If you haven’t gotten the message by now, Apple knows you. It does deep, yet localized Machine Learning to learn your tastes, which, as with other native apps in iOS 12, is reflected in a helpful For You Section. This side-scrolling list of book recommendations is based on previous purchases. I’ve read virtually nothing in iBooks, so my recommendations remain a bit thin.
Books also integrates audio books that you can buy without a subscription, which is a gentle dig at Amazon’s annoying Audible service.
Oddly, Apple has done nothing to integrate with library lending systems. Maybe in iOS 13.
The performance change is the simplest story to tell.
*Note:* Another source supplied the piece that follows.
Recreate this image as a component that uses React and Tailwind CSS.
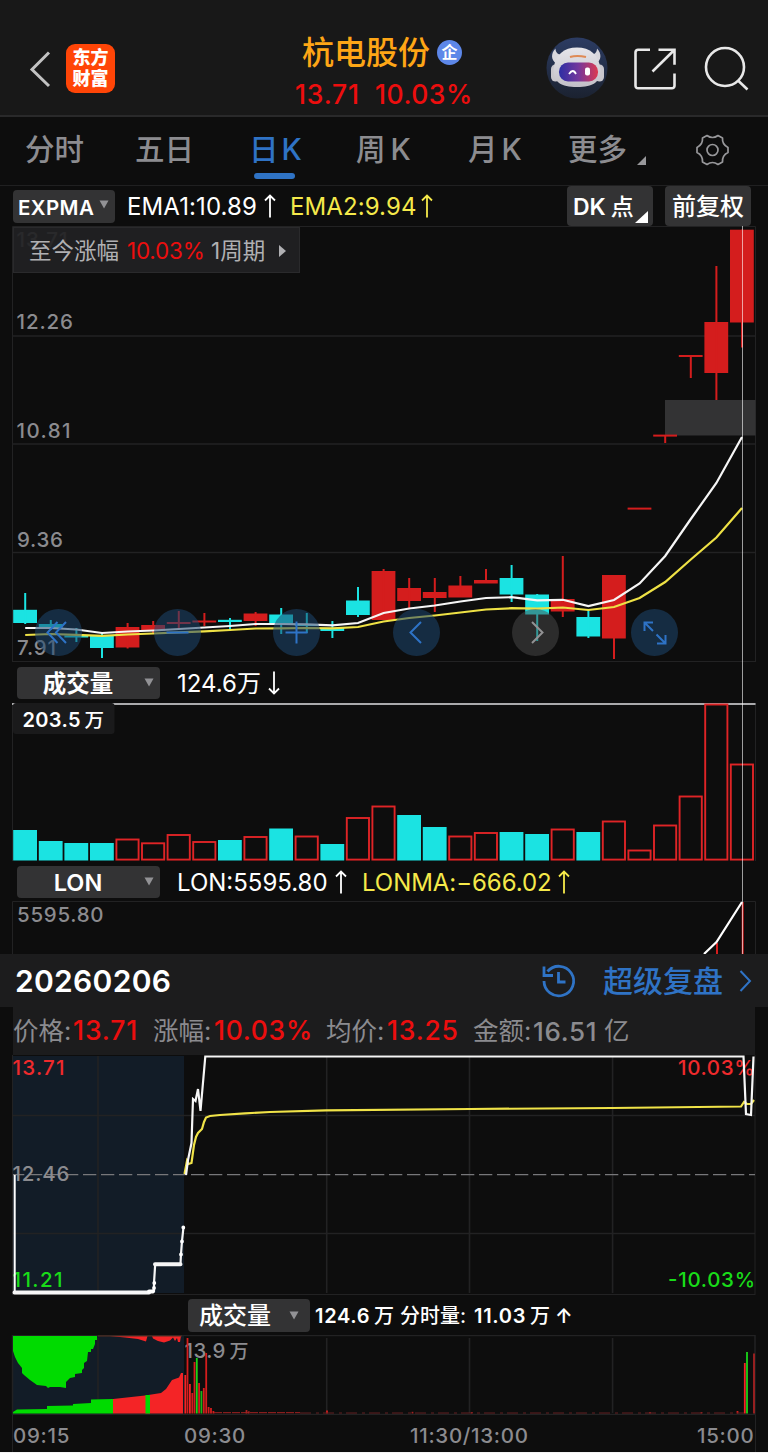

With iOS 12, Apple says you’ll see faster app launches, smoother operation and smarter battery consumption. It’s a promise that’s relatively easy to keep with the iPhone X and its A11 Bionic CPU, but naturally more of a challenge for phones that weren’t developed with iOS 12’s features in mind.
However, with the choice to support iPhones going back to the five-year-old iPhone 5s, Apple had to make this a more efficient iOS update than previous versions that have knee-capped iPhones just a few years old. Apple has promised that not only will this update not harm these older phones, but, at least going back to the iPhone 6, it could enhance performance. I’m now anxious to try iOS 12 on my wife’s iPhone 6s, though I know she’ll prefer to wait as long as possible to install the upgrade.
An operating system is like a beautiful car: a rigid, polished skin holding together thousands of small details that comprise a full experience. The iOS 12 features I’ve outlined here are like an inventory of the main dash. Even without a major platform redesign, there is much more to explore on the surface of iOS 12 and under its hood. I’ll get to it all, eventually.